Die Forscherinnen und Forscher erklären den Grund für den Unterschied zwischen den beiden Modellen: Das von den Wissenschaftlern neu entwickelte zeigt in der Simulation weniger Oberflächenabfluss und eine geringere Verdunstung - und damit mehr Grundwasserneubildung. Ein Bauer in der mediterranen Region würde dem neuen Modell zufolge potenziell bis zu eine Million Liter Grundwasser zur Förderung im Jahr mehr zur Verfügung stehen als nach dem etablierten Modell - abhängig von der tatsächlichen Beschaffenheit des Untergrunds und dem Wasserbedarf des Ökosystems vor Ort.

Die Wissenschaftler zeigen mit ihrem Ansatz am Beispiel der Karstregionen, wie es möglich sein kann, globale Modelle, die unter anderem zur Prognose von Wassermangel, Trockenheit oder Hochwasser eingesetzt werden, realistischer an regionale Gegebenheiten anzupassen.

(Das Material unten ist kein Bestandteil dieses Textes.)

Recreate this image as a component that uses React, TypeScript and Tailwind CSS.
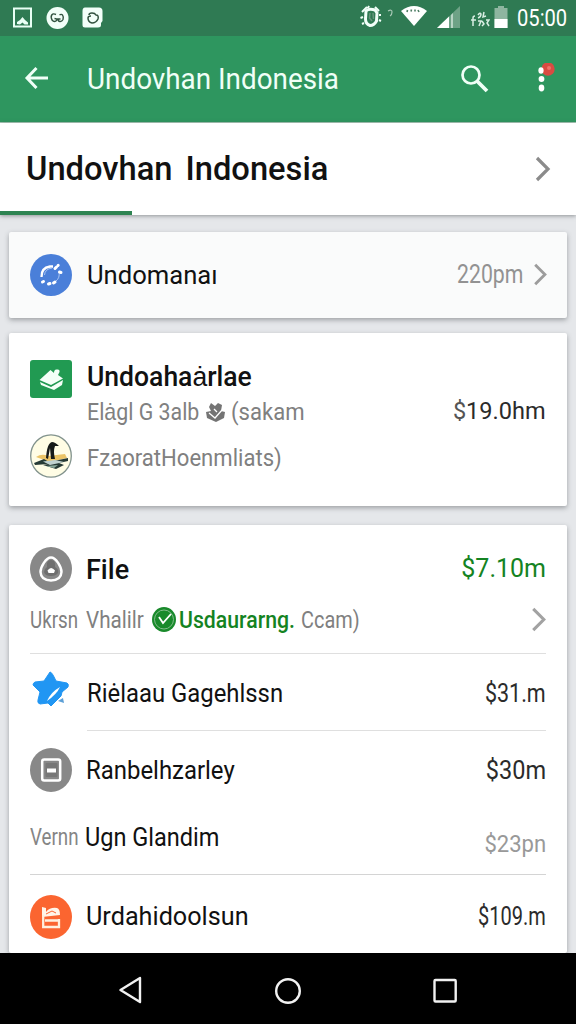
import type { ReactNode } from "react";

function Line({ className = "", children }: { className?: string; children: ReactNode }) {
  return <span className={`inline-block whitespace-pre ${className}`}>{children}</span>;
}

function Chevron({ className }: { className: string }) {
  return (
    <svg viewBox="0 0 16 26" className={className} fill="none" stroke="currentColor" strokeWidth="3.2">
      <path d="M2 2 L13 13 L2 24" />
    </svg>
  );
}

function StatusBar() {
  return (
    <div className="flex h-9 shrink-0 items-center bg-[#2f7a53] text-white">
      <svg className="ml-3 h-[22px] w-[22px]" viewBox="0 0 22 22" fill="none">
        <rect x="2" y="1.500" width="17" height="18" stroke="#e9fff5" strokeWidth="2" />
        <path d="M5 17 L5 15 L8 13 L10.500 10 L13 13 L16 15.500 L16 17.500 L12.500 17.500 L10.500 15.500 L8 17.500 Z" fill="#e9fff5" />
      </svg>
      <svg className="ml-3 h-[23px] w-[23px]" viewBox="0 0 23 23" fill="none">
        <circle cx="11.500" cy="11" r="11" fill="#f2fff9" />
        <path d="M10 7.500 C6 5.500 4 9 6 13 C8 15.500 11 14.500 11 12 L8.500 11.500 M13.500 8 C16 6 18 9 17 12.500 C15.500 15.500 12 15 12 12 L14.500 12" stroke="#31523f" strokeWidth="1.400" />
      </svg>
      <svg className="ml-[13px] h-[22px] w-[22px]" viewBox="0 0 22 22" fill="none">
        <path d="M3 .5 L17 .5 Q20.500 .5 20.500 4 L20.500 14 L19 16 L19 18 Q19 20.500 16 20.500 L3 20.500 Q.5 20.500 .5 18 L.5 4 Q.5 .5 3 .5 Z" fill="#f2fff9" />
        <path d="M7 8 Q7 6 10 6 Q13 6 14 8 Q17 8 16 12 Q14 16 10 16 Q6 15 6 11 Q6 9 9 9" stroke="#31523f" strokeWidth="1.500" />
      </svg>
      <div className="flex-1" />
      <svg className="-mt-1 h-[26px] w-9" viewBox="0 0 36 26" fill="none">
        <path d="M7 8 Q10 5 16 7 L18 10 L17.500 18 Q15 22.500 11 22.500 Q6.500 21 6.500 16 Z" stroke="#f2fff9" strokeWidth="3" />
        <path d="M3 9 L8 4 M16 4 L20 8 M4 14 L1.500 15 M20 12 L22 12 M20 17 L22 18 M5 20 L3 21 M9 5 L10 3" stroke="#f2fff9" strokeWidth="2" />
        <path d="M11 10 L10.500 15 L13 18 M14 10 L14.500 16" stroke="#66947b" strokeWidth="1.500" />
        <path d="M29 8 Q33 6 33 9 Q33 12 31 13" stroke="#a8c9b6" strokeWidth="1.200" />
      </svg>
      <svg className="ml-[5px] -mt-1 h-[22px] w-[28px]" viewBox="0 0 28 22" fill="none">
        <path d="M1 6 Q14 -4 27 6 L14 21 Z" fill="#fff" />
        <path d="M7 7 L7.500 5 M11 6.500 L11.500 4.500 M15 6.500 L15 4.500 M19 7 L18 5" stroke="#4d7d64" strokeWidth="1.600" />
      </svg>
      <svg className="ml-[9px] -mt-[2px] h-[23px] w-6" viewBox="0 0 24 23">
        <path d="M0 22 L23 0 L23 22 Z" fill="#6ea286" />
        <path d="M0 22 L12 10.500 L12 22 Z" fill="#fff" />
        <path d="M14 9 L16 7 L16 22 L14 22 Z" fill="#b9d5c5" />
      </svg>
      <svg className="ml-[9px] mt-[2px] h-[18px] w-5" viewBox="0 0 20 18" fill="none" stroke="#d9eee3" strokeWidth="1.500">
        <path d="M3 16 L3 8 Q3 6 5 6 M1 10 L6 10 M8 5 Q10 2 11 4 Q11 7 8 8 M14 2 L13 7 L16 6 M8 11 L11 11 L9 16 M12 11 L14 14 L12 16 M16 10 L19 10 L17 13 L19 16" />
      </svg>
      <svg className="ml-[4px] -mt-[2px] h-[22px] w-[14px]" viewBox="0 0 14 22">
        <path d="M4 0 H10 V2 H13.500 V22 H.5 V2 H4 Z" fill="#8eb5a0" />
        <path d="M.5 13 H13.500 V22 H.5 Z" fill="#fff" />
      </svg>
      <Line className="mr-[7px] ml-[9px] w-[52px] origin-left scale-x-[.84] text-[24px] leading-9">05:00</Line>
    </div>
  );
}

function AppBar() {
  return (
    <div className="flex h-[87px] shrink-0 items-center border-b border-[#a8c8b7] bg-[#2e965f] text-[#f0fff7]">
      <svg className="ml-[24px] -mt-[2px] h-6 w-[25px]" viewBox="0 0 25 24" fill="none" stroke="currentColor" strokeWidth="3">
        <path d="M12.500 2 L3 12 L12.500 22 M3 12 H24" />
      </svg>
      <Line className="ml-[38px] w-[260px] origin-left scale-x-[.96] text-[29px] leading-[40px]">Undovhan Indonesia</Line>
      <div className="flex-1" />
      <svg className="mr-[46px] h-[30px] w-[30px]" viewBox="0 0 30 30" fill="none" stroke="currentColor">
        <circle cx="11" cy="11" r="8.500" strokeWidth="2.700" />
        <path d="M17 17 L27 27" strokeWidth="3.800" />
      </svg>
      <svg className="mr-5 h-8 w-5" viewBox="0 0 20 32">
        <circle cx="12" cy="6" r="6.700" fill="#d94b42" />
        <circle cx="13" cy="5" r="2" fill="#ef7268" />
        <ellipse cx="5" cy="7.500" rx="2.600" ry="3.200" fill="#fff" />
        <circle cx="5.500" cy="16" r="2.900" fill="#fff" />
        <ellipse cx="5.500" cy="25" rx="2.800" ry="3.400" fill="#fff" />
      </svg>
    </div>
  );
}

const card = "mx-[9px] shrink-0 rounded-[2px] shadow-[0_2px_5px_rgba(60,65,70,0.42)]";

export default function App() {
  return (
    <div className="flex h-[1024px] w-[576px] flex-col overflow-hidden bg-[#e5e7ea] font-['Roboto',sans-serif] text-[#111]">
      <StatusBar />
      <AppBar />

      <div className="flex h-[92px] shrink-0 flex-col bg-white shadow-[0_1px_4px_rgba(60,65,70,0.5)]">
        <div className="flex h-[88px] items-center justify-between pr-[25px] pl-[26px]">
          <Line className="mt-[3px] origin-left scale-x-[.99] text-[33px] leading-[40px] font-medium [word-spacing:5px]">Undovhan Indonesia</Line>
          <Chevron className="mt-[3px] h-[26px] w-4 text-[#8b8b8b]" />
        </div>
        <div className="h-1 w-[132px] bg-[#2e8452]" />
      </div>

      <div className={`${card} mt-[17px] flex h-[86px] items-center bg-[#fafbfb] pr-5 pl-[21px]`}>
        <svg className="h-[42px] w-[42px]" viewBox="0 0 42 42" fill="none">
          <circle cx="21" cy="21" r="21" fill="#4a7fd9" />
          <path d="M11.500 23 Q11 14 20 12.500 L23 12.500" stroke="#fff" strokeWidth="2.300" />
          <path d="M14.500 21 Q15 15 22 14 M29 18 Q30 24 26 27" stroke="#a9c5f2" strokeWidth="1" />
          <path d="M25 14.500 L26.500 13 M28 11.500 L28.200 11.300 M29.500 18 L31 18.500 M12.500 28 L13.500 27.500 M18.500 30 L20 29.500 M23.500 29 L25 28" stroke="#fff" strokeWidth="3" strokeLinecap="round" />
        </svg>
        <Line className="ml-[15px] origin-left scale-x-[.985] text-[26px]">Undomanaı</Line>
        <div className="flex-1" />
        <Line className="mr-[9px] w-[67px] origin-left scale-x-[.85] text-[25px] text-[#929292]">220pm</Line>
        <Chevron className="-mt-[2px] mr-[-1px] h-[23px] w-[15px] text-[#9c9c9c]" />
      </div>

      <div className={`${card} mt-[15px] flex h-[173px] items-start bg-white pl-[21px]`}>
        <div className="flex w-[57px] flex-col items-start">
          <svg className="mt-[27px] h-[38px] w-[42px]" viewBox="0 0 42 38">
            <rect width="42" height="38" rx="3" fill="#219a52" />
            <path d="M9.500 20 L20.500 10 L24 13 Q24 9 27 9.500 Q30 9 29.500 12 L28 15 L33 18.500 L21 25 Z" fill="#f4fff8" />
            <path d="M10 22 L21 27 L33 20 L32 25 L24 30 L11 25 Z" fill="#f4fff8" />
          </svg>
          <svg className="mt-[36px] h-11 w-[42px]" viewBox="0 0 42 44" fill="none">
            <ellipse cx="21" cy="22" rx="20.300" ry="21.200" fill="#fffde5" stroke="#82938d" strokeWidth="1.300" />
            <path d="M6 23 Q12 19 18 22 L35 20 L37 24 L20 28 Z" fill="#ebc466" />
            <path d="M16 24 Q17 9 22 8 Q25 8 29 12 L25 12 Q23 17 25 25 L21 25 L20 14 L18 25 Z" fill="#161a19" />
            <path d="M4 29 L14 25 L19 28 L38 24 L38 27 L29 29 L34 31 L26 35 L13 31 L18 30 L5 31 Z" fill="#263a35" />
            <path d="M13 27.500 L25 26 L34 28 L20 31 Z" fill="#c0d2d0" />
            <path d="M16 32 L28 31 L24 34 Z" fill="#89a99c" />
          </svg>
        </div>
        <div className="flex flex-1 flex-col items-start pt-[27px]">
          <Line className="origin-left scale-x-[.982] text-[27px] leading-[34px] font-medium">Undoahaȧrlae</Line>
          <div className="flex h-9 items-center text-[24px] leading-9 text-[#808080]">
            <Line className="w-[119px] origin-left scale-x-[.89]">Elȧgl G 3alb</Line>
            <svg className="h-[21px] w-[19px]" viewBox="0 0 19 21">
              <path d="M5 1 L9 4 L12 1 L16 3 L15 9 L19 10 L18 16 L10 20 L1 16 L0 10 L5 9 L3 5 Z" fill="#747474" />
              <path d="M3 11 L9 16 L16 8 M8 7 L11 10" fill="none" stroke="#fff" strokeWidth="1.300" />
            </svg>
            <Line className="ml-[6px] origin-left scale-x-[.92]">(sakam</Line>
          </div>
          <Line className="mt-[10px] origin-left scale-x-[.92] text-[24px] leading-9 text-[#808080]">FzaoratHoenmliats)</Line>
        </div>
        <Line className="mt-[60px] mr-[21px] origin-right scale-x-[.98] text-[24px] leading-9 text-[#2b2b2b]">
          <span className="text-[#555]">$</span>19.0hm
        </Line>
      </div>

      <div className={`${card} mt-[19px] flex h-[428px] flex-col bg-white pr-[21px] pl-[21px]`}>
        <div className="flex h-[88px] shrink-0 items-center">
          <svg className="h-11 w-[42px]" viewBox="0 0 42 44" fill="none">
            <ellipse cx="21" cy="22" rx="21" ry="22" fill="#888" />
            <path d="M21 10.500 C16 10.500 10.500 20 10.500 25 Q11 33.500 21 33.500 Q31 33.500 31.500 25 C31.500 20 26 10.500 21 10.500 Z" stroke="#fff" strokeWidth="2.500" />
            <path d="M17 20 Q16 13 21 13 Q26 13 25 20 Q29 22 28 26 Q26 29 21 29 Q15 29 14 25 Q14 22 17 20 Z" fill="#6f6f6f" />
            <path d="M17.500 23.500 Q21 18.500 25 23.500 L24 26 L18.500 26 Z" fill="#fff" />
          </svg>
          <Line className="mt-[3px] ml-[14px] text-[27px] font-medium">File</Line>
          <div className="flex-1" />
          <Line className="origin-right text-[25px] text-[#148322]">$7.10m</Line>
        </div>
        <div className="flex h-[40px] shrink-0 items-start text-[24px] leading-[14px] text-[#808080]">
          <Line className="w-[56px] origin-left scale-x-[.78]">Ukrsn</Line>
          <Line className="w-[66px] origin-left scale-x-[.86]">Vhalilr</Line>
          <svg className="-mt-[6px] h-[25px] w-6" viewBox="0 0 24 25" fill="none">
            <ellipse cx="12" cy="12.500" rx="12" ry="12.500" fill="#198a2b" />
            <circle cx="12" cy="12.500" r="9.500" stroke="#83bc8b" strokeWidth="1" />
            <path d="M7 10 L11 16 L19 7" stroke="#fff" strokeWidth="1.800" />
          </svg>
          <Line className="ml-[3px] w-[122px] origin-left scale-x-[.885] font-medium text-[#148322]">Usdaurarng.</Line>
          <Line className="origin-left scale-x-[.83]">Ccam)</Line>
          <div className="flex-1" />
          <Chevron className="-mt-[6px] -mr-[1px] h-[25px] w-4 text-[#a2a2a2]" />
        </div>
        <div className="flex h-[77px] shrink-0 items-center border-t border-[#dfdfdf]">
          <svg className="-mt-[5px] h-[38px] w-[42px]" viewBox="0 0 42 38">
            <path d="M20 1 Q22 1 26 10 L37 12 Q39 13 38 16 L32 21 L31 25 L21 35 L18 32 L10 33 Q7 32 8 29 L10 21 L3 14 Q3 12 5 11 L14 10 Z" fill="#2196f3" stroke="#2196f3" strokeLinejoin="round" />
            <path d="M17 30 Q21 21 30 16 Q27 23 17 30 Z" fill="#fff" />
            <path d="M28 30 L33 27 L34 32 Z" fill="#5c9fd6" />
          </svg>
          <Line className="mt-[2px] ml-[15px] origin-left scale-x-[.918] text-[26px]">Riėlaau Gagehlssn</Line>
          <div className="flex-1" />
          <Line className="mt-[3px] origin-right scale-x-[.86] text-[25px] text-[#2b2b2b]">$31.m</Line>
        </div>
        <div className="ml-[57px] h-px shrink-0 bg-[#dfdfdf]" />
        <div className="flex h-[78px] shrink-0 items-center">
          <svg className="h-11 w-[42px]" viewBox="0 0 42 44" fill="none">
            <ellipse cx="21" cy="22" rx="21" ry="22" fill="#888" />
            <rect x="12.200" y="11.500" width="18" height="21" rx="2" stroke="#fff" strokeWidth="2.500" />
            <rect x="15.500" y="15" width="12" height="14" rx="1" fill="#777" />
            <rect x="17" y="20.500" width="9" height="4" fill="#fff" />
          </svg>
          <Line className="ml-[14px] origin-left scale-x-[.92] text-[26px]">Ranbelhzarley</Line>
          <div className="flex-1" />
          <Line className="mt-[2px] origin-right scale-x-[.94] text-[25px] text-[#2b2b2b]">$30m</Line>
        </div>
        <div className="flex h-[65px] shrink-0 items-start text-[26px] leading-[56px]">
          <Line className="w-[55px] origin-left scale-x-[.78] text-[24px] text-[#858585]">Vernn</Line>
          <Line className="origin-left scale-x-[.905]">Ugn Glandim</Line>
          <div className="flex-1" />
          <Line className="mt-[7px] origin-right scale-x-[.92] text-[24px] text-[#999]">$23pn</Line>
        </div>
        <div className="flex h-[79px] shrink-0 items-center border-t border-[#d4d4d4] pt-[5px]">
          <svg className="h-11 w-[42px]" viewBox="0 0 42 44" fill="none">
            <ellipse cx="21" cy="22" rx="21" ry="22" fill="#fb6530" />
            <path d="M12 12 L16 13 L16 17 Q20 12 27 13 Q30 14 30 20 L12 22 Z" fill="#fff5e9" />
            <path d="M16 19 L22 16 L26 18" stroke="#fb6530" strokeWidth="1" />
            <path d="M13.200 20 V32 H29 V24 M15 25.500 H28" stroke="#fff0de" strokeWidth="2.300" />
          </svg>
          <Line className="ml-[14px] origin-left scale-x-[.97] text-[26px]">Urdahidoolsun</Line>
          <div className="flex-1" />
          <Line className="origin-right scale-x-[.8] text-[25px] text-[#2b2b2b]">$109.m</Line>
        </div>
      </div>

      <div className="relative flex h-[71px] shrink-0 items-center bg-black">
        <svg className="ml-[118px] h-[30px] w-[26px]" viewBox="0 0 26 30" fill="none" stroke="#f1f1f1" strokeWidth="2.400">
          <path d="M22 4 L2.500 16 L22 28 Z" strokeLinejoin="round" />
        </svg>
        <svg className="ml-[130px] h-[30px] w-7" viewBox="0 0 28 30" fill="none" stroke="#f1f1f1" strokeWidth="2.400">
          <circle cx="14" cy="17" r="11.800" />
        </svg>
        <svg className="ml-[131px] h-[28px] w-6" viewBox="0 0 24 28" fill="none" stroke="#f1f1f1" strokeWidth="2.400">
          <rect x="1.500" y="5" width="21.200" height="21.500" rx="1" />
        </svg>
      </div>
    </div>
  );
}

An der Studie waren Forscher der Universität Freiburg, der Victoria University in Kanada, der University of Bristol in England sowie des International Institute for Applied Systems Analysis in Österreich beteiligt.

Originalveröffentlichung:
Hartmann, A., Gleeson, T., Wada, Y., Wagener, T., 2017. Enhanced groundwater recharge rates and altered recharge sensitivity to climate variability through subsurface heterogeneity. In: "Proceedings of the National Academy of Sciences"; doi:10.1073/pnas.1614941114.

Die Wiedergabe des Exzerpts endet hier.